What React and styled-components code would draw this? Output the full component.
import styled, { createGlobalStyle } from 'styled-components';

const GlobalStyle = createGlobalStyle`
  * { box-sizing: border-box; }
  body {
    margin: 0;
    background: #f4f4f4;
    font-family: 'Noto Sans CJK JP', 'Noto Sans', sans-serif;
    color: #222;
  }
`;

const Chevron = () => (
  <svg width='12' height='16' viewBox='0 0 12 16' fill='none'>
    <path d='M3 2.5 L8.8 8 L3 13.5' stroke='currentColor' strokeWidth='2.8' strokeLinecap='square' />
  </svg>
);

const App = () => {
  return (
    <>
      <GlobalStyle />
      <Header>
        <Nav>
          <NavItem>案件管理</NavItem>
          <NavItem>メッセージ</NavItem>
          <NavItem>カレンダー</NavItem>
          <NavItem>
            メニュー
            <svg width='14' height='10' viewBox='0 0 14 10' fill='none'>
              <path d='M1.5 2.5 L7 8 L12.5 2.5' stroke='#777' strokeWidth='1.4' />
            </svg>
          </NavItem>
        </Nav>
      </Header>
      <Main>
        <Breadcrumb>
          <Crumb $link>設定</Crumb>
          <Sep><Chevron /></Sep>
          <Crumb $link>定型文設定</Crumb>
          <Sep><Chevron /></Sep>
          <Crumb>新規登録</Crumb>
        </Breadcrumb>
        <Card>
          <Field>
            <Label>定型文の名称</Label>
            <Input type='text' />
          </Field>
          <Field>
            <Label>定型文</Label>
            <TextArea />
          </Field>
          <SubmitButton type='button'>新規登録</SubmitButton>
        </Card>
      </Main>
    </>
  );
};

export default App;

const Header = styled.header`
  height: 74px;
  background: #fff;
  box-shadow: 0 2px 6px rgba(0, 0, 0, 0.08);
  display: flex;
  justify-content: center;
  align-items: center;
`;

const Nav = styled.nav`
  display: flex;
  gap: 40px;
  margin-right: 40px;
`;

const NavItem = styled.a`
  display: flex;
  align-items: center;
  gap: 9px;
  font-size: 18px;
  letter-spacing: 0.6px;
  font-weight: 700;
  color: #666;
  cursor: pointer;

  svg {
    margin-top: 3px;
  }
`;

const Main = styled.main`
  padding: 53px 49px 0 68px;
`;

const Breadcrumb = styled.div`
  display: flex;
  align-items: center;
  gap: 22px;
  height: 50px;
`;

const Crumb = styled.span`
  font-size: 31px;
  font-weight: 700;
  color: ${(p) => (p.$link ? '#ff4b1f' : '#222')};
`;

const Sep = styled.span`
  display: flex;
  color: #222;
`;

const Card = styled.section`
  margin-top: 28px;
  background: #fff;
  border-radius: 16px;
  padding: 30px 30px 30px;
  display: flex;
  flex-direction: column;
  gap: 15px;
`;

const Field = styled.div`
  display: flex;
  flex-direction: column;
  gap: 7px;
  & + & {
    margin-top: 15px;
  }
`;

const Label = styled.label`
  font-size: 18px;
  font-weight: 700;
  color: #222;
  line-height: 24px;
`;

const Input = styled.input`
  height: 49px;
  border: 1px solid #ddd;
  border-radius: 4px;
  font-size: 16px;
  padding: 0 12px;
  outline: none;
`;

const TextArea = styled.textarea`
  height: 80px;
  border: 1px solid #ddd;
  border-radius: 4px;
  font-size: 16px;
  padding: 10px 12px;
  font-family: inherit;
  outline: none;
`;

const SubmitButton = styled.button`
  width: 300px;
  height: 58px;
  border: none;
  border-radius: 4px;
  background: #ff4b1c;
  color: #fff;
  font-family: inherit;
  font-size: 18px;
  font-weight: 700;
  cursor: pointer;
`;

****************

■ Given exercise ■
All of the lines above need to be given again exactly.

■ Complete output ■
What React and styled-components code would draw this? Output the full component.
import styled, { createGlobalStyle } from 'styled-components';

const GlobalStyle = createGlobalStyle`
  * { box-sizing: border-box; }
  body {
    margin: 0;
    background: #f4f4f4;
    font-family: 'Noto Sans CJK JP', 'Noto Sans', sans-serif;
    color: #222;
  }
`;

const Chevron = () => (
  <svg width='12' height='16' viewBox='0 0 12 16' fill='none'>
    <path d='M3 2.5 L8.8 8 L3 13.5' stroke='currentColor' strokeWidth='2.8' strokeLinecap='square' />
  </svg>
);

const App = () => {
  return (
    <>
      <GlobalStyle />
      <Header>
        <Nav>
          <NavItem>案件管理</NavItem>
          <NavItem>メッセージ</NavItem>
          <NavItem>カレンダー</NavItem>
          <NavItem>
            メニュー
            <svg width='14' height='10' viewBox='0 0 14 10' fill='none'>
              <path d='M1.5 2.5 L7 8 L12.5 2.5' stroke='#777' strokeWidth='1.4' />
            </svg>
          </NavItem>
        </Nav>
      </Header>
      <Main>
        <Breadcrumb>
          <Crumb $link>設定</Crumb>
          <Sep><Chevron /></Sep>
          <Crumb $link>定型文設定</Crumb>
          <Sep><Chevron /></Sep>
          <Crumb>新規登録</Crumb>
        </Breadcrumb>
        <Card>
          <Field>
            <Label>定型文の名称</Label>
            <Input type='text' />
          </Field>
          <Field>
            <Label>定型文</Label>
            <TextArea />
          </Field>
          <SubmitButton type='button'>新規登録</SubmitButton>
        </Card>
      </Main>
    </>
  );
};

export default App;

const Header = styled.header`
  height: 74px;
  background: #fff;
  box-shadow: 0 2px 6px rgba(0, 0, 0, 0.08);
  display: flex;
  justify-content: center;
  align-items: center;
`;

const Nav = styled.nav`
  display: flex;
  gap: 40px;
  margin-right: 40px;
`;

const NavItem = styled.a`
  display: flex;
  align-items: center;
  gap: 9px;
  font-size: 18px;
  letter-spacing: 0.6px;
  font-weight: 700;
  color: #666;
  cursor: pointer;

  svg {
    margin-top: 3px;
  }
`;

const Main = styled.main`
  padding: 53px 49px 0 68px;
`;

const Breadcrumb = styled.div`
  display: flex;
  align-items: center;
  gap: 22px;
  height: 50px;
`;

const Crumb = styled.span`
  font-size: 31px;
  font-weight: 700;
  color: ${(p) => (p.$link ? '#ff4b1f' : '#222')};
`;

const Sep = styled.span`
  display: flex;
  color: #222;
`;

const Card = styled.section`
  margin-top: 28px;
  background: #fff;
  border-radius: 16px;
  padding: 30px 30px 30px;
  display: flex;
  flex-direction: column;
  gap: 15px;
`;

const Field = styled.div`
  display: flex;
  flex-direction: column;
  gap: 7px;
  & + & {
    margin-top: 15px;
  }
`;

const Label = styled.label`
  font-size: 18px;
  font-weight: 700;
  color: #222;
  line-height: 24px;
`;

const Input = styled.input`
  height: 49px;
  border: 1px solid #ddd;
  border-radius: 4px;
  font-size: 16px;
  padding: 0 12px;
  outline: none;
`;

const TextArea = styled.textarea`
  height: 80px;
  border: 1px solid #ddd;
  border-radius: 4px;
  font-size: 16px;
  padding: 10px 12px;
  font-family: inherit;
  outline: none;
`;

const SubmitButton = styled.button`
  width: 300px;
  height: 58px;
  border: none;
  border-radius: 4px;
  background: #ff4b1c;
  color: #fff;
  font-family: inherit;
  font-size: 18px;
  font-weight: 700;
  cursor: pointer;
`;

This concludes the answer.